Sunday, June 18, 2017

Building the World (pt 2) - The Region

In part 1, we built a fairly low-resolution image of the globe, using icosahedral projection and 150-mile hex scale. We also zoomed in on a region (ie. one triangular face of the 20-sided polygon) to take a look at the 30-mile hex scale. You can see the hand-drawn results here. As you can see, one region takes up six sheets of 8.5x11 hex paper. And it ain't pretty, but that's ok--this map is just for organization, not showing to players. You just need to be able to look at your map with your own eyes and understand clearly what everything means.

The great thing about working in multiple scales is that each has its own functionality. At 150m, you're managing geology: continents, oceans, and analogues to the Rocky Mountains or Himalayas. You're painting with a thick brush. 30m scale still has geographical functionality, of course. This is where you place your major rivers, lakes, foothills, canyons, and so on. You break into the edges of those grand mountain ranges ever-so-slightly to reveal great valleys when you drill down to 6m later. But this is also the scale where you start placing major nations (mine are visible on the region map if you look closely--they're the red-bordered areas). Note that a nation isn't necessarily a formal concept, depending on the era and the cultures involved. A nation in this sense can be merely a sense of shared cultural identity, as in the warring clans of Ireland and Scotland, or the tribes of Mongolia prior to unification. In the case of my map, some of those nations represent no more than a single great dragon, possibly its mate and young, and the range of its demesne and hunting grounds. We'll explore this stage in greater detail in the future, particularly regarding how to populate your world with its intelligent and monster races, but for now it's sufficient to say that I used the tables provided in the excellent World Builder's Guidebook to lay down some basics.

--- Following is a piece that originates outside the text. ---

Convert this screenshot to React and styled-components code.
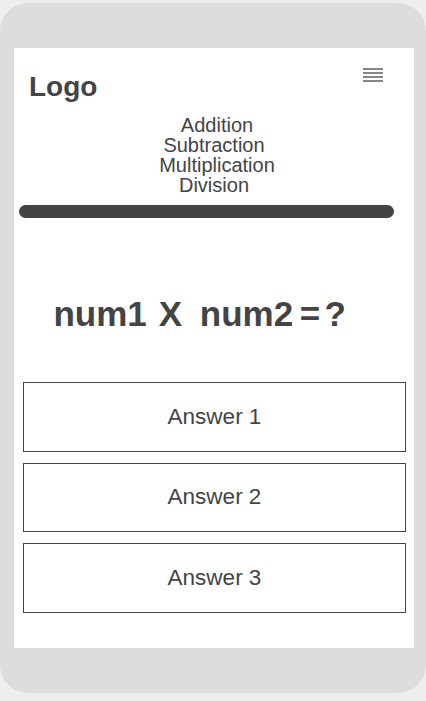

It's always a good idea when building a campaign to rely on random tables here and there, because they help you break up the ruts of your creativity by introducing elements you wouldn't have thought of, which you now can integrate into the parts that you have. Of course, you don't have to obey the tables--they're just there to get the juices flowing. For example, the dragon-ranges-as-nations bit I mentioned above was a fluke of randomness that I immediately fell in love with. We tend to create with an eye toward the logical, but the real world is full of weird, unpredictable bits that are difficult to emulate without some degree of random input in the process.

Using those World Builder Guidebook tables, I came up with two dominant races. I made one of them human and rolled for the other, which is where I got dragons. I further rolled for distinct cultures and got five for humans and five for dragons (which I interpreted as five dragon types. Within each culture or type, I rolled for a defining attribute and a number of independent nations, then for the nations I rolled a number of occupied hexes.

A similar process governed my major races (halfling, orc, goblin, dwarf), minor races (aarakocra, urd kobold, standard kobold, giant, forest gnome, ogre, troll, and elf), marine races (merman, triton, aquatic elf, sahuagin, koalinth), and subterranean races (drow, duergar, myconid). A lot of these will be reskinned or replaced to suit my milieu as it comes into clearer focus, but these are the basic nation-building races of the region.

Speaking of milieu, now's a good time to look at my human cultures and their characteristics, zoom in on one of them, and start building an ethnocentric concept of the surrounding region from their perspective. This will serve to create a timeline, names for monsters and other intelligent races, and religions. I put some options that were floating around in my head out to my pool of players to hear their thoughts on what sounded fun, and we settled on a Celtic-style starting area.

Good thing I've got the Celts Campaign Sourcebook on hand to help me along.